The Customer Is King

white king chess piece on black table
Photo by Hassan Pasha on Unsplash

Ignore Feedback at Your Peril

I remember once being involved in the creation of a report. The main visual was a bar chart showing a bar per month over a 12 month period similar to the below:

bar chart showing monthly mileage over 12 months
A bar chart showing monthly mileage over a 12 month period

There was a team discussion going on and the product owner was telling us about a call he had been on with the customer. One of the feedback items the customer raised was regarding their wish for an average line to be added to the bar chart visual in Power BI.

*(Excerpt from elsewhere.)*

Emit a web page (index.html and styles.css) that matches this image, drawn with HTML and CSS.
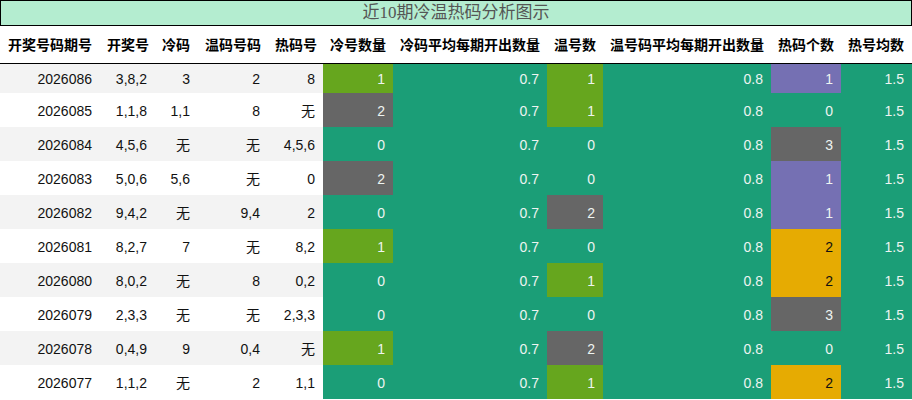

This comment got a little bit of push back from the developers. Their reasoning was "there is a card to the right of the chart displaying the average over the period, can't they just use that?"

My thinking was:

(a) Customer Feedback Is Gold

Customer feedback is super valuable and should always be taken seriously to drive the direction of travel. If it's not difficult to implement we should absolutely do what they ask for.

(b) They're Asking For A Visual Enhancement

They're asking for a visual enhancement for a reason: it makes comparison month by month easier and cognitive load lower as they can visibly see how this average compares with each of the month bars.

(c) Customer Is King

They are the subject matter experts and understand the interaction and relationship between the data points. If we're not building to the end users's specifications (who is ultimately paying us) then what are we doing other than massaging our own egos.

The Value of Customer Feedback

True customer feedback is rare and valuable. The end user lives in the report. They use it every day or every week and it helps inform their decision making. A well-crafted report should make it obvious what they need to "do" next.

Because the report becomes a key part of their decision-making process, they will identify and notice the pain points, the friction of the existing report before you, as the developer, will.

Quite simply, they will log more hours using the report than you will. They will identify clunky navigation, illogical processes, slowly-rendering visuals or visuals with high cognitive load.

When they bring an idea it's from a perspective of having struggled and we should never ignore their struggle. Ignoring them risks eroding trust and is likely to damage the relationship with them.

In addition, they tend to surface the most glaring or the highest ROI issues which means that a simple (from the dev's point of view) fix will go a long way in building trust in the relationship, trust in the report and ultimately the rate of adoption of the product.

The Cognition Factor

While it seems like adding such a line is a redundant request, we have to put ourselves in the shoes of the report user. Suppose we want to compare how a particular month has done against the average over the period. This currently involves:

  1. Looking up the month in question and finding the value by reading the figure off the y axis.
  2. Then looking up the average as per the card.
  3. Then mentally comparing the two figures to work out which one is higher.

If the average line was on the chart, this 3 step process would be shrunk to one step: look at month in question and see where the average line crosses the column.

If your user has to think about how to compare two numbers, you've already lost them.

The Developer Trap

The reason we get this behaviour from developers is psychological. When we work on building a report we lose perspective. We can no longer imagine not knowing what we know. This is the curse of knowledge.

On top of this, pride or ego plays a role so we get defensive. We've poured all our efforts into the report, it's become our 'baby' and so any feedback is perceived as criticism. We get defensive and think we know best.

A number of developers are brilliant back end modellers and may have built a technically excellent back end which nevertheless may not be optimal from a UX point of view.

We build from our point of view but the user reads from theirs. And sometimes this means we subconsciously optimise for ourselves rather than our users. This is the Simple For Who? paradigm in action.

Customer-Centric Development

To pivot from this developer trap there are a couple of rules of thumb that I apply:

Is the juice worth the squeeze?

If it is low effort but high clarity for the end user then it should be done to satisfy their requirement. Adding an average line to a chart in Power BI being an example of this.

Remember who you're building for

Our domain of expertise is the technology. Being able to build something that gives value to the end user. They are paying for a service and we need to be mindful of this.

Where possible, we should prioritise end-user experience over back-end neatness.

Put yourself in the end user's shoes

Pause and imagine the situation where you had to use the report daily. A small issue, a small manual or mental calculation compounds and grows in irritation when you face it every day. You are the expert at building the report but the customer is the expert at using the report.

A Broader Lesson

A customer-first mindset doesn't mean saying yes to every request. It means weighing up the request in terms of development effort, usability and impact.

Often, small changes in UX deliver disproportionate value.

Teams that embrace this and work with the end users win trust and adoption. And when your end users are happy, word spreads and they become your first marketers.

Conclusion

When faced with a customer request, do not get defensive. Do not dismiss out of hand. Instead really try and understand why. Why do they need that? What insight or value does our report miss currently?

These sort of reflections and changes in perspective are great lessons and will improve your ability to deliver reports which are adopted as decision-making artefacts rather than vanity art installations that gather dust.

At the end of the day, the customer isn't just the user, they decide whether the product succeeds or not.